Movie Review: Life As We Know It, starring Katherine Heigl and Josh Duhamel (with trailer video)

Messer (Josh Duhamel) is the lovable douche — just gorgeous enough to not be held accountable for the jerky things he does and to have an ever-rotating selection of beautiful women parked between his sheets. Though I'd really like to believe he's been attracted to Holly (Heigl) since their disastrous first date, and that all of his antagonizing since then has been a form of playground flirtation, that doesn't actually seem to be the case. I remain unclear on exactly when he became attracted to her or why, if he didn't find her trademark "quirky-plus-hot" thing to be appealing from the start.


The film centers on Holly and Messer having to step to the plate as godparents after their best friends die suddenly in a traffic accident. They move into the family home with their goddaughter, Sophie, meet their social worker (at predictably horrible times, always), and attempt to create a schedule in which they can both keep their kick-ass careers and single lives going as normal.

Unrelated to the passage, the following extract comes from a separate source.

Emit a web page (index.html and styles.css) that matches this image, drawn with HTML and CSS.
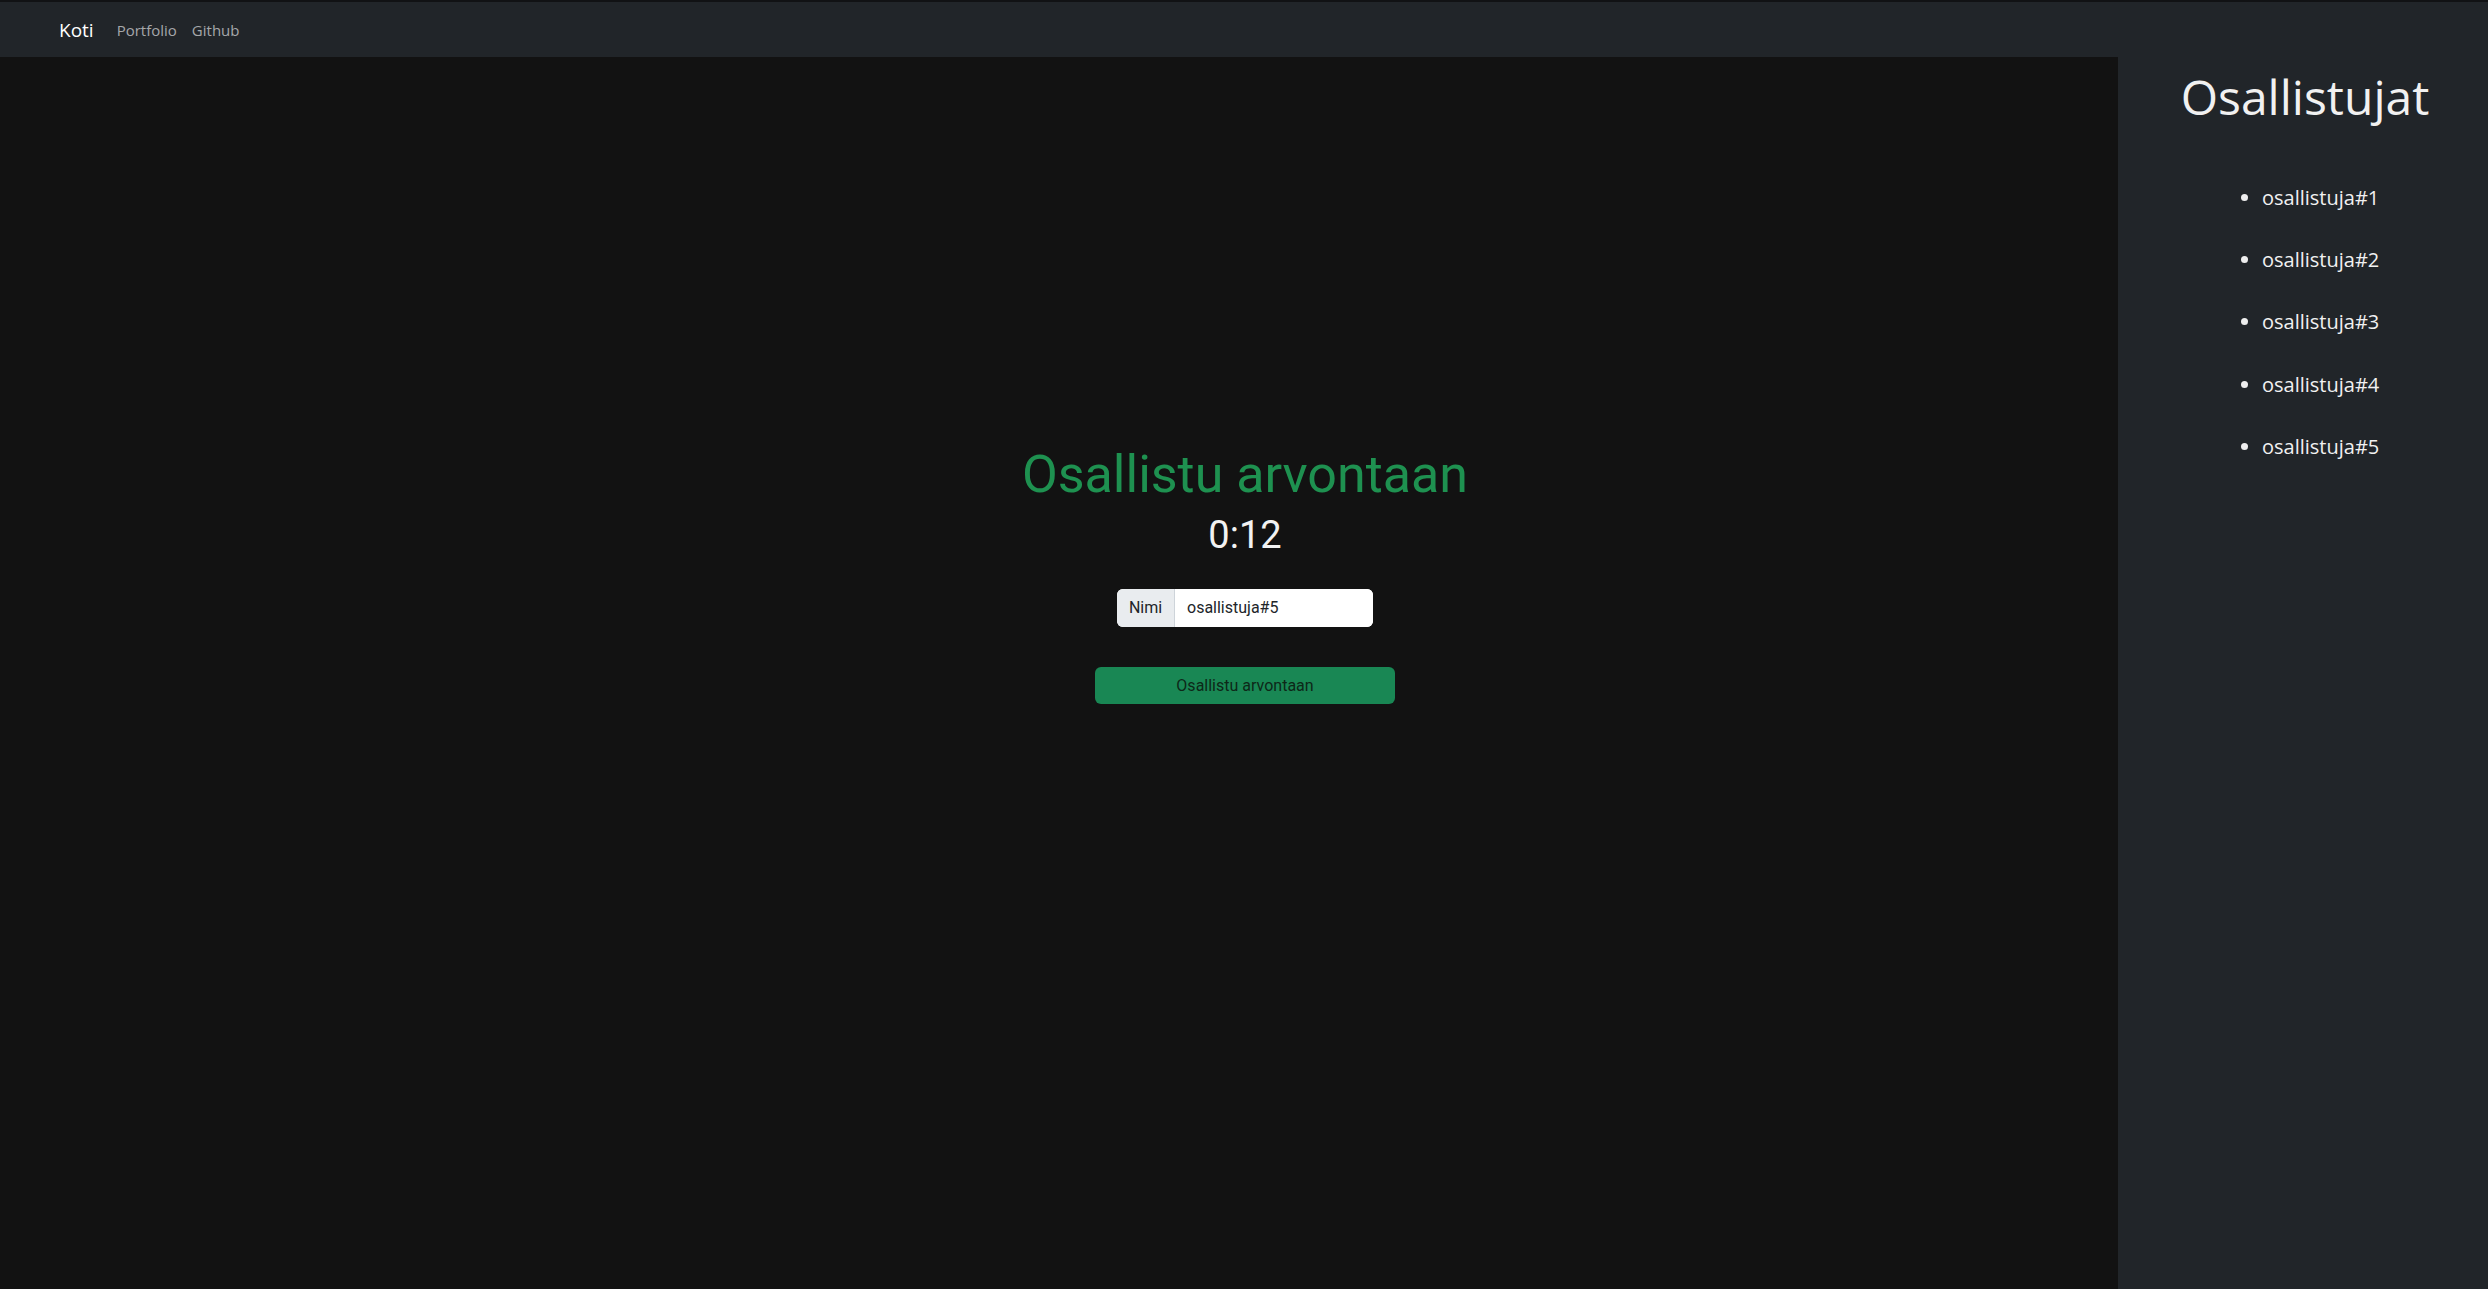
FILE: index.html
```html
<!DOCTYPE html>
<html lang="fi">
<head>
<meta charset="utf-8">
<title>Osallistu arvontaan</title>
<link rel="stylesheet" href="styles.css">
</head>
<body>
<nav class="navbar">
  <a class="brand" href="#">Koti</a>
  <a class="nav-link" href="#">Portfolio</a>
  <a class="nav-link" href="#">Github</a>
</nav>
<main class="main">
  <h1 class="title">Osallistu arvontaan</h1>
  <div class="timer">0:12</div>
  <div class="input-group">
    <span class="addon">Nimi</span>
    <input class="field" type="text" value="osallistuja#5">
  </div>
  <button class="btn">Osallistu arvontaan</button>
</main>
<aside class="sidebar">
  <h2 class="side-title">Osallistujat</h2>
  <ul class="list">
    <li>osallistuja#1</li>
    <li>osallistuja#2</li>
    <li>osallistuja#3</li>
    <li>osallistuja#4</li>
    <li>osallistuja#5</li>
  </ul>
</aside>
</body>
</html>
```
FILE: styles.css
```css
html, body {
  margin: 0;
  padding: 0;
  height: 100%;
}
body {
  background: #121212;
  font-family: "Open Sans", "Noto Sans", sans-serif;
  overflow: hidden;
}
.navbar {
  box-sizing: border-box;
  height: 57px;
  border-top: 2px solid #111214;
  background: #212529;
  display: flex;
  align-items: center;
  padding-left: 59px;
}
.brand {
  color: #ffffff;
  font-size: 19px;
  text-decoration: none;
  margin-right: 23px;
}
.nav-link {
  color: #a5a7a9;
  font-size: 15px;
  text-decoration: none;
  margin-right: 15px;
}
.main {
  display: flex;
  flex-direction: column;
  align-items: center;
  padding-top: 387px;
  padding-left: 2px;
  font-family: Roboto, sans-serif;
}
.title {
  margin: 0;
  font-family: Roboto, sans-serif;
  font-weight: 400;
  font-size: 52px;
  line-height: 1.2;
  color: #1e9150;
}
.timer {
  color: #f2f2f2;
  font-size: 38px;
  line-height: 1.2;
  margin-top: 7px;
}
.input-group {
  display: flex;
  width: 256px;
  height: 38px;
  margin-top: 30px;
  border-radius: 6px;
  overflow: hidden;
  background: #fff;
}
.addon {
  width: 58px;
  box-sizing: border-box;
  background: #e9ecef;
  border-right: 1px solid #ced4da;
  color: #212529;
  font-size: 16px;
  display: flex;
  align-items: center;
  justify-content: center;
}
.field {
  flex: 1;
  border: 0;
  outline: none;
  padding: 0 12px;
  font-family: Roboto, sans-serif;
  font-size: 16px;
  color: #212529;
  background: #fff;
  min-width: 0;
}
.btn {
  margin-top: 40px;
  width: 300px;
  height: 37px;
  border: 0;
  border-radius: 6px;
  background: #198754;
  color: #0d2818;
  font-family: Roboto, sans-serif;
  font-size: 16px;
}
.sidebar {
  position: fixed;
  top: 0;
  right: 0;
  width: 370px;
  height: 100%;
  background: #212529;
  border-top: 2px solid #111214;
  box-sizing: border-box;
  color: #f1f1f1;
}
.side-title {
  margin: 0;
  padding-top: 66px;
  padding-left: 4px;
  text-align: center;
  font-weight: 400;
  font-size: 48px;
  line-height: 1.2;
}
.list {
  margin: 57px 0 0 0;
  padding-left: 144px;
  font-size: 20px;
}
.list li {
  line-height: 30px;
  margin-bottom: 32.4px;
}
.list li::marker {
  color: #eee;
}
```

Through all of the rom-com staples (wacky neighbors, oh-what-a-pickle-we're-in timing, bubble baths, a drunk scene, etc.) there are a few genuinely good moments. My personal favorite is when Holly stumbles onto a tape from the day Sophie's parents brought her home from the hospital. She and Messer watch with barely contained glee as their dearly departed friends immediately get into a spat over the paint in the nursery. Seeing Sophie's late parents as imperfect plays out as a reassuring moment. It overrides the saccharine corniness that we expect from the standard dead parents home movie plot point.


I also really enjoyed it when the expected airport chase scene occurs, the character doing the chasing actually buys a ticket and takes the time to go through security. It's little touches like this that up the quality in this particular piece of fluff.


I'm not going to rent Life As We Know It later or recommend it to my friends. That said, I took my mom to see it, and I had a genuinely good time. I knew what I was getting into and without the expectations of actual cinematic "quality," I was able to laugh at the jokes and go with the outlandish storyline.


Ah, it's that time of year again — the humidity breaks, the temps come down, and the multiplex sees the annual release of a rom-com starring a charmingly neurotic Katherine Heigl locked into a sexually tense banter-fest with a guy she claims to hate. Since I seriously doubt anyone is heading to the theater without already knowing exactly how this movie will end (and being able to predict a solid 80 percent of the middle), I don't think anyone who willingly walks into the cinema is going to be disappointed by this film.

That said, it's not necessarily a good film. Life As We Know It is a sweet-though-predictable story your mom will love and at least one of your friends will find vaguely misogynistic. No tricky questions concerning maternity or relationships are raised by the material, even as the characters run the gamut of romantic turmoil.